A la suite d’études de régulation menées par l’ARREC, une directive sur l’organisation du marché régional de l’électricité a été adoptée en juin 2013. Cette adoption s’est faite non seulement pour améliorer la gouvernance du secteur, mais aussi pour faciliter le développement d’un marché de l’électricité ouest-africain.
Vers la mise en place d’un marché régional de l’électricité
Si la mise en place d’un marché de l’électricité regroupant les États membres de l’EEEOA fait partie des objectifs de la CEDEAO, elle devra se faire progressivement pour que les systèmes électriques nationaux puissent s’y adapter, les organisations locales étant différentes les unes des autres.
Plusieurs principes, déjà définis par l’ARREC et l’EEEOA, régiront le marché ouest-africain de l’électricité : un accès ouvert, équitable et non-discriminatoire aux échanges transfrontaliers d’électricité devra être assuré aux acteurs régionaux. Ceci se fera grâce à la mise en place d’un système d’enchères, permettant d’attribuer les capacités disponibles.
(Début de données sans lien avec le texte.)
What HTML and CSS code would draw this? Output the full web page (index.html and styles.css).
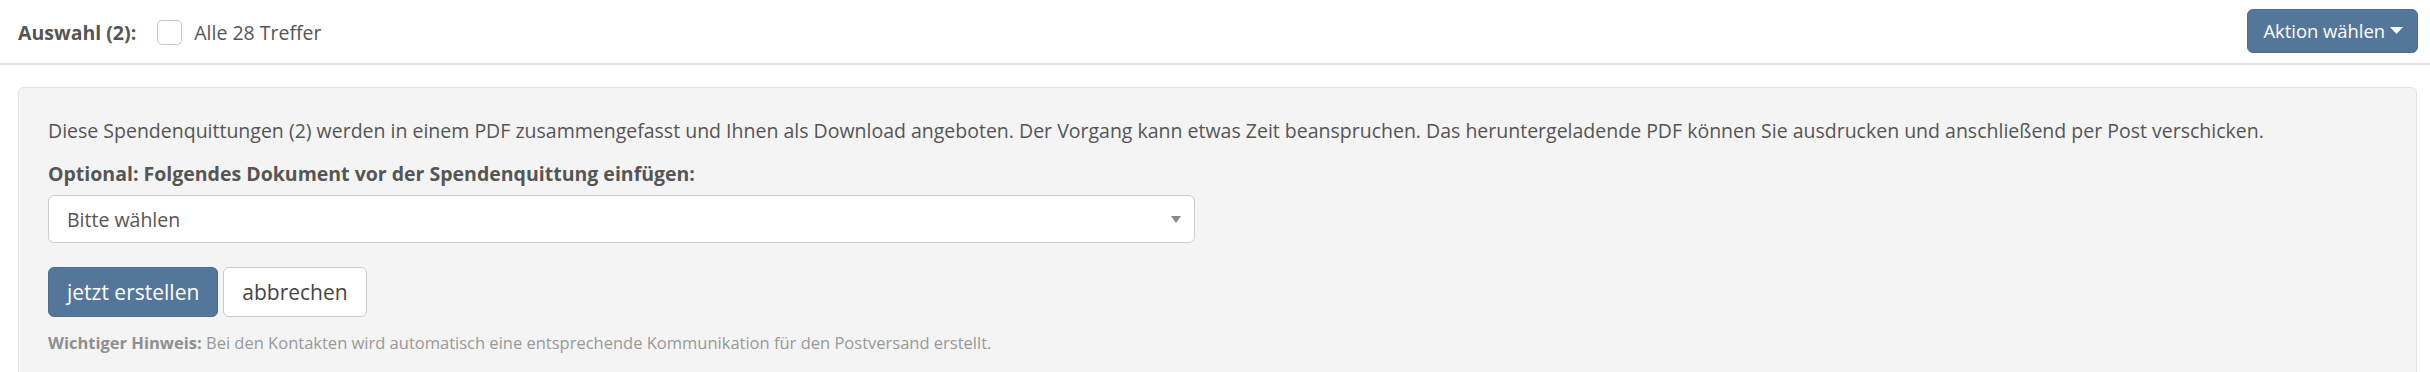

Le couplage des marchés résultant permettra à la fois d’optimiser les capacités d’interconnexions et de faciliter la convergence des prix.
La mise en place du marché régional est nécessaire pour résoudre le problème de la répartition inégale des ressources énergétiques entre les pays, et pour combler le fossé entre l’offre et la demande d’électricité.